Journal Entry Assignment #2: Differential Gene expression and Preliminary ORA

itsSabbir edited this page Apr 14, 2022 · 11 revisions

Table of Contents

Objective

The objective of this assignment is to take the normalized expression data that was created in Assignment #1 and then rank genes according to the differential expression that was performed on the normalized expression data. Furthermore, With that ranked list perform thresholded over-representation analysis(ORA) to highlight dominant genes/themes in the top set of genes for the dataset. Additionally this assignment and all the information conducted should be a standalone piece of work, as in the information and ideas from Assignment 1 will be referenced but they are not the primary focus here.

Time est.: 5 h
Time used: 0.5 h
Date started: 2022/03/10 Date completed: 2022/04/13

Activates & Tasks

The activities and tasks for the assignment can be found here.

Note that the answers to these questions and requirements can be found in the matching headings of the HTML document for this assignment with a general idea and walkthrough of my thought process found below, in order of logical progression whilst working through the assignment.

Progress & Notes

I decided not to opt for making my Assignment 1 file part of my Assignment 2 file through the use of "Child nodes" because not everything I did or used in the Assignment 1 was correct or to my liking. Some things, after having learned more about data analysis and R caused me to change my perspective on the things I did. Additionally, based on feedback from both Professor Isserlin and TA Tamar Av-Shalom there were some things I needed to change and do differently. One such example is the MDS plot, which wasn't correct as it did not use the intended values. We can see in Figure 1 the MDS plot that there is clustering and therefore can safely assume that there is a strong relationship between the genes and their effects that are being investigated. This was the same conclusion that was determined in Assignment 1, even after correction, as well as using edgeR to normalize and clean the data as we had done in the previous assignment, we made some corrections and formatting changes so that the data table header was more presentable.

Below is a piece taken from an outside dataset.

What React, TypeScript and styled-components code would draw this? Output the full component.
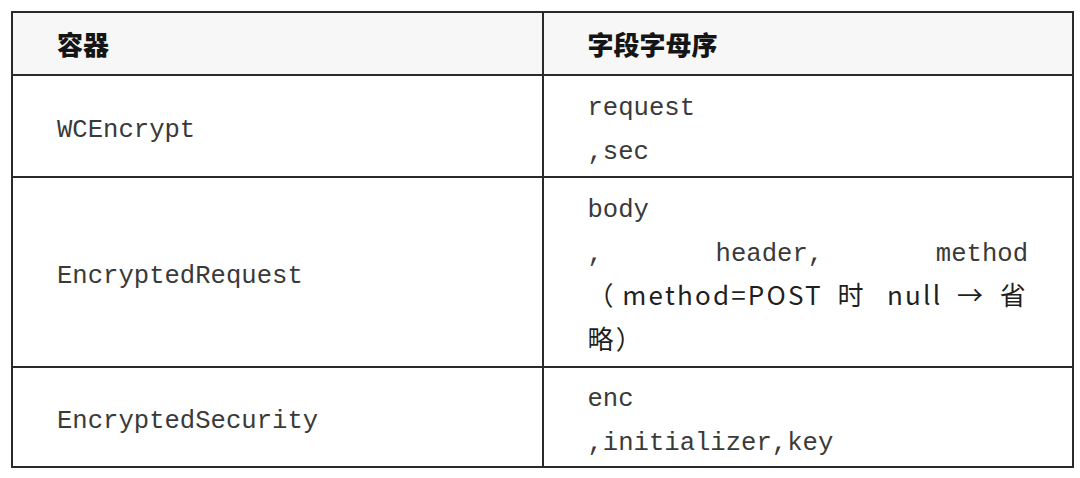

After downloading, cleaning, and analyzing RNASeq data, we use the Benjamini-Hochberg (BH) correction method to adjust for outliers. We also used the BH method of correction because it is less stringent, we used Benjamini-Hochberg. Bonferroni is more stringent, so we'll get fewer hits. It is preferable to use a less stringent correction because we want a reasonable number of results for our downstream analysis and do not need to worry about the cost of testing differential expression.

With this in mind, I created a volcano plot, MA plot, which has a very similar spread in terms of their data points. We can see that the genes that were expressed in a nice cluster. Then I ordered the datapoints of the top hits, i.e. for the genes as a heatmap. Those were values that were less than a threshold of p <0.05 as that seems to be the magic number.

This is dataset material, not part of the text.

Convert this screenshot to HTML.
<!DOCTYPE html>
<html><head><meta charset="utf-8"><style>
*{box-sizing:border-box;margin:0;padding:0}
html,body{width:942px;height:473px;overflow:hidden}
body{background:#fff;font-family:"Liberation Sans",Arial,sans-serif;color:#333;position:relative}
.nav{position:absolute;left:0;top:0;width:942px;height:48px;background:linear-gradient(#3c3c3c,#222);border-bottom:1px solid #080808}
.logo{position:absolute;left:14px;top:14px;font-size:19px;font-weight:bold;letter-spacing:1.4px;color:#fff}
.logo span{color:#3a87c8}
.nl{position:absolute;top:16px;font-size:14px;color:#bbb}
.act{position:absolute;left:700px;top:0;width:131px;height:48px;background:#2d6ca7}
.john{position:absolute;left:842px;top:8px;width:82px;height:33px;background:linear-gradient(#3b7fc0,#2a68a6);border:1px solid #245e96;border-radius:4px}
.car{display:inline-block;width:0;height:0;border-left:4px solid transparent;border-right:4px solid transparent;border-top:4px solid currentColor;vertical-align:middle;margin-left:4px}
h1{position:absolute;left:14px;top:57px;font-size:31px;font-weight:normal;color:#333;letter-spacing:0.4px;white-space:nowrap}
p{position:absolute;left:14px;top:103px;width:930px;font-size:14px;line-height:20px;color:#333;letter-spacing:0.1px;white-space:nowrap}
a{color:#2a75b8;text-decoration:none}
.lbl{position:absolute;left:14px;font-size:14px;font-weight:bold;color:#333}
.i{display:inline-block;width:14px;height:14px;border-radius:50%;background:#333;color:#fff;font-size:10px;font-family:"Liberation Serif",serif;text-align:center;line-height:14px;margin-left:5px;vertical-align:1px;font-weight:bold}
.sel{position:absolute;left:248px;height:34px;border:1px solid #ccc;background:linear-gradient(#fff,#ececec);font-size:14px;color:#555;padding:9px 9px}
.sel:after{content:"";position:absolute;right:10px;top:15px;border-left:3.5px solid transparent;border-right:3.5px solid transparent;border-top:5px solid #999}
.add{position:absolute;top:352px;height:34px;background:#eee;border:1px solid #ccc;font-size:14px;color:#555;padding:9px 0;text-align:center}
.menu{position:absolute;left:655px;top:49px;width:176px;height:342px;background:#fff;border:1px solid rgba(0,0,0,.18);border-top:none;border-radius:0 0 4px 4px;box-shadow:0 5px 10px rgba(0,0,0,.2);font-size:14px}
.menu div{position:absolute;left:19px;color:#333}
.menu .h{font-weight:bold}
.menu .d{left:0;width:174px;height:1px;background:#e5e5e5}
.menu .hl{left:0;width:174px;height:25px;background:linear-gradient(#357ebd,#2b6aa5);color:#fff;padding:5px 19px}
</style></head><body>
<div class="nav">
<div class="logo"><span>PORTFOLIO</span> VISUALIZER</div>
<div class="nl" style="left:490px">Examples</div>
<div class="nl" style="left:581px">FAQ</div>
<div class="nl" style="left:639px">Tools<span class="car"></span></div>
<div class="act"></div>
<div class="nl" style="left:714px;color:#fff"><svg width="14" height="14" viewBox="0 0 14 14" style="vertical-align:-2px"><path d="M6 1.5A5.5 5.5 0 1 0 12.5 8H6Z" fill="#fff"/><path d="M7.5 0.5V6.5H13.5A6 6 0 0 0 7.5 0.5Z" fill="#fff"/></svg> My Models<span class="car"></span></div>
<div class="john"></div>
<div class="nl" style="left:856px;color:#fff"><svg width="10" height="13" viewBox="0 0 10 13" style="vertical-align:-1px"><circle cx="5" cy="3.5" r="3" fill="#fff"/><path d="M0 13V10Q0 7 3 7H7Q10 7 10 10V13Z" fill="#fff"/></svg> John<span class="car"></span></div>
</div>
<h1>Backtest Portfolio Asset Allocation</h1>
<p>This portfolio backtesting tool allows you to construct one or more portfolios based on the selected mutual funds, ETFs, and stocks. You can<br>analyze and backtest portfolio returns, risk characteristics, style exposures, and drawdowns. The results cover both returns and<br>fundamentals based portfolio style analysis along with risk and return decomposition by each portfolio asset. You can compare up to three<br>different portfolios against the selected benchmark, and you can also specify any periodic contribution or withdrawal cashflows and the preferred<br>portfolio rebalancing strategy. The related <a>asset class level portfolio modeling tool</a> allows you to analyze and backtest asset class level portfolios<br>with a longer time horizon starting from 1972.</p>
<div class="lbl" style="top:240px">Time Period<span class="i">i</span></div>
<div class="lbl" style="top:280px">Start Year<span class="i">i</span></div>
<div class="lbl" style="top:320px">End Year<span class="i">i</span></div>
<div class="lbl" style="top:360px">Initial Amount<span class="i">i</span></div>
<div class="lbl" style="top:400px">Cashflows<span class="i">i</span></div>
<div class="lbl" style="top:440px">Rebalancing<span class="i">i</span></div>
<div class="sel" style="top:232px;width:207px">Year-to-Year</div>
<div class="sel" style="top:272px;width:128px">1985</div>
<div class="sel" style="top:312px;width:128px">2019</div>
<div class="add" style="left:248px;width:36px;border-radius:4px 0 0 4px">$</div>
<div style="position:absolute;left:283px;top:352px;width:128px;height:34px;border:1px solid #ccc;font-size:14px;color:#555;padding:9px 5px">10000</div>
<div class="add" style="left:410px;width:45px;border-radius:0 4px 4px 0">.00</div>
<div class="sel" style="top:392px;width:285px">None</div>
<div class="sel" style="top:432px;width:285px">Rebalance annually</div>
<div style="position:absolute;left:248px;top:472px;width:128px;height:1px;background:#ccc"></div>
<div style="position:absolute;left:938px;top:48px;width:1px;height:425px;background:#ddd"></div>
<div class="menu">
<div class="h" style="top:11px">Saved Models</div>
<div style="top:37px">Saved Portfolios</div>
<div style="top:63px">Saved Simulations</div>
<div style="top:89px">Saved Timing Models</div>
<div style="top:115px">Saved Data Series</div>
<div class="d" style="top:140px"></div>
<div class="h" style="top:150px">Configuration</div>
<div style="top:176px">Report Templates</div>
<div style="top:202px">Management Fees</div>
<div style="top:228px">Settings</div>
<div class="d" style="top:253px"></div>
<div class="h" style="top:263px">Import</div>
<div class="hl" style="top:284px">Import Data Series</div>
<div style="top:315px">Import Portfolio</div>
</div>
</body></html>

I had a total of 608 genes after correction, 280 that were upregulated, and 328 of them were downregulated.

Gene enrichment analysis is performed with g:profiler, specifically gprofiler2. The authors of the paper used false discovery rate (FDR) correction using the fdrtool package, and differential expression significance was set at a 25% FDR rate, furthermore the pathway enrichment significance was set at p < 0.05. To identify biological pathways affected by MDD, Gene Set Enrichment Analysis (GSEA) was performed using the Wald statistic-ranked gene lists and EnrichmentMap gene-set database under their default parameters.

So we can see here that the authors' method to determine significant genes and perform differential gene analysis differed from my approach as we used Over Expression Analysis (ORA).

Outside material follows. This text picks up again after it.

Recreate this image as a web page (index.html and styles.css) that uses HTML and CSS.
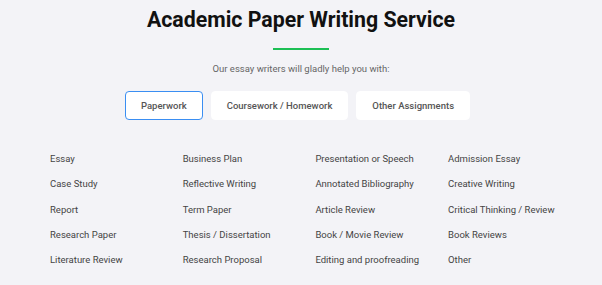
FILE: index.html
```html
<!DOCTYPE html>
<html>
<head>
  <meta charset="UTF-8">
  <link rel="stylesheet" href="styles.css">
</head>
<body>
  <section class="services">
    <h2 class="services-title">Academic Paper Writing Service</h2>
    <div class="title-line"></div>
    <p class="services-sub">Our essay writers will gladly help you with:</p>

    <!-- Tabs -->
    <div class="tabs">
      <button class="tab active">Paperwork</button>
      <button class="tab">Coursework / Homework</button>
      <button class="tab">Other Assignments</button>
    </div>

    <!-- Paper types -->
    <ul class="type-list">
      <li>Essay</li>
      <li>Business Plan</li>
      <li>Presentation or Speech</li>
      <li>Admission Essay</li>
      <li>Case Study</li>
      <li>Reflective Writing</li>
      <li>Annotated Bibliography</li>
      <li>Creative Writing</li>
      <li>Report</li>
      <li>Term Paper</li>
      <li>Article Review</li>
      <li>Critical Thinking / Review</li>
      <li>Research Paper</li>
      <li>Thesis / Dissertation</li>
      <li>Book / Movie Review</li>
      <li>Book Reviews</li>
      <li>Literature Review</li>
      <li>Research Proposal</li>
      <li>Editing and proofreading</li>
      <li>Other</li>
    </ul>
  </section>
</body>
</html>
```

FILE: styles.css
```css
html, body {
  margin: 0;
  padding: 0;
  background: #f3f3f7;
}
body {
  width: 602px;
  height: 285px;
  overflow: hidden;
  font-family: Roboto, "Liberation Sans", sans-serif;
  color: #444;
}
.services {
  display: flex;
  flex-direction: column;
  align-items: center;
  padding-top: 8px;
}
.services-title {
  margin: 0;
  font-size: 21.3px;
  font-weight: 700;
  line-height: 24px;
  color: #111;
}
.title-line {
  width: 56px;
  height: 2px;
  margin-top: 16px;
  background: #1dbf55;
}
.services-sub {
  margin: 13px 0 0;
  font-size: 9.5px;
  line-height: 12px;
  color: #666;
}
.tabs {
  display: flex;
  gap: 8px;
  margin: 16px 7px 0 0;
}
.tab {
  height: 29px;
  padding: 0 15px;
  background: #fff;
  border: 1.5px solid #fff;
  border-radius: 4px;
  font-family: inherit;
  font-size: 9.5px;
  font-weight: 500;
  color: #555;
  cursor: pointer;
}
.tab.active {
  border-color: #3a8ef2;
}
.type-list {
  list-style: none;
  align-self: stretch;
  display: grid;
  grid-template-columns: repeat(4, 132.7px);
  grid-auto-rows: 25.25px;
  margin: 26px 0 0 50px;
  padding: 0;
  font-size: 9.5px;
  line-height: 25px;
  color: #444;
}
```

Conclusion, Outlook, & Discussion

I did not require to do any more threshold reduction as the number of genes that I had were somewhat reasonable. Furthermore, the authors of the paper (Hyunjung et. al., 2022) had similar differentially expressed genes. The authors of the paper identified 307 genes showing significant group differences 168 upregulated, 139 downregulated and gene sets were significantly altered in those with MDD, 528 gene sets, 267 upregulated, 261 downregulated. Comparatively, we can see how close these numbers are. The large difference of 838 genes being differentuially regualted and my 608 are most likely due to the fact that

References

  1. Note that this is written in Markdown because it makes it easier to CV the template to Mediawiki edited pages.